Este movimento de transferência de riqueza deve fazer surgir um
sentimento de descontentamento nas cidades costeiras e que pode vir a se
tornar uma rebelião contra Pequim. Para manter o controle sobre a
situação, o Partido deve se tornar ainda mais opressor no cenário
interno, aumentando a centralização política econômica e incentivando o
sentimento nacionalista.
China perde posto de potência econômica para 16 outros países
Com a diminuição do ritmo de crescimento econômico na China,
fabricantes de todo o mundo devem levar seus investimentos para outros
16 países nos quais ainda será possível obter salários ainda mais baixos
para a mão de obra e outras vantagens. Entre eles, cita a Stratfor, está o México, a Nicarágua, o Peru, além de países africanos como Uganda, Quênia e Etiópia.
Japão e China na disputa no Mar do Sul da China
Levando em conta previsões de que a Rússia estará enfraquecida nos
próximos anos e que a China se tornará cada vez mais nacionalista, a
Strartfor prevê que o país pode tentar abocanhar o controle de áreas
marítimas que um dia foram de interesse russo no Mar do Sul da China.
E é aqui que nasce outro problema: o Japão dificilmente deixará que
seus vizinhos chineses aumentem a influência marítima na região.
A China tem o poder para construir uma grande frota naval.

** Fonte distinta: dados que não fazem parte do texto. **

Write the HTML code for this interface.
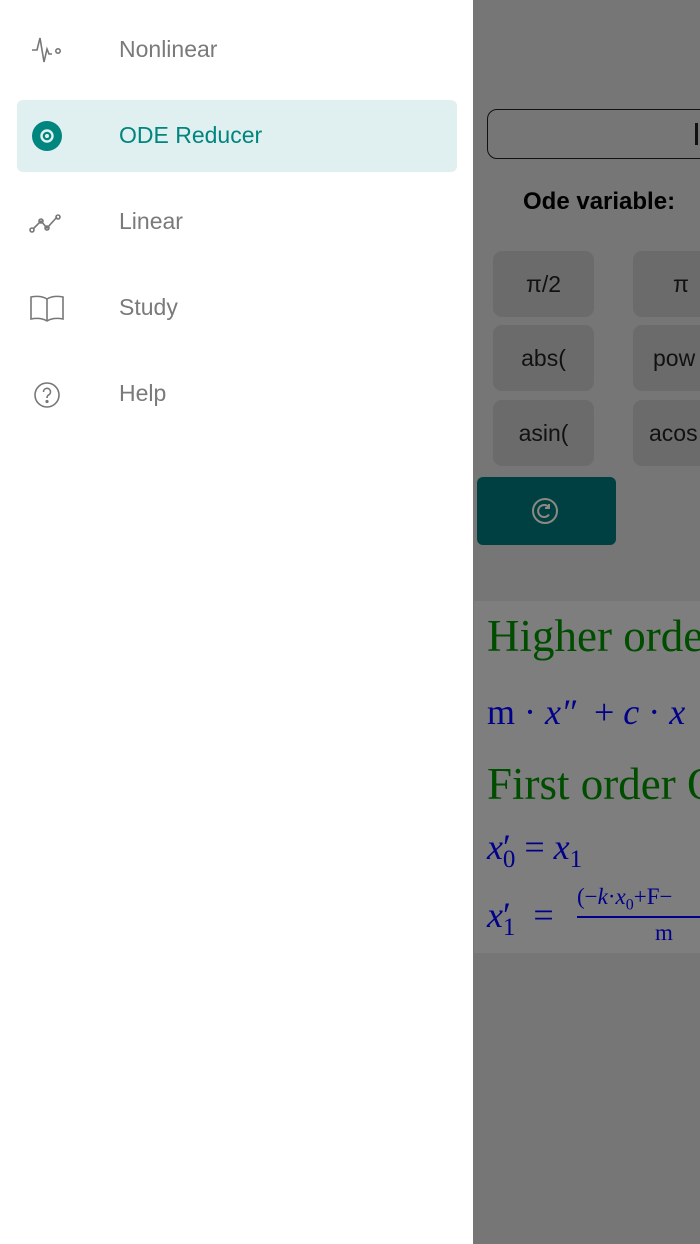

Contudo,
lembra a Stratfor, tem pouca experiência em disputas navais e poucos
comandantes capazes de desafiar marinhas tradicionais, como os Estados
Unidos e o próprio Japão.
Japão se tornará uma potência naval
Nesta disputa marítima entre Japão e China, a Stratfor lembra que os
japoneses tem toda a condição de construir uma marinha maior que a dos
chineses, além de ter uma tradição naval respeitável. “O Japão irá
aumentar seu poderio naval”, prevê a consultoria.
E fará isso não apenas para lidar com disputas com a China, mas também
para assegurar a estabilidade de suas importações, uma vez que é
altamente dependente da importação de materiais do Oriente Médio e do
sudeste asiático.
Atualmente, contudo, conta com os Estados Unidos na mediação destas
relações. Com a diminuição da interferência americana no contexto
internacional, caberá ao Japão assumir as rédeas de seus interesses.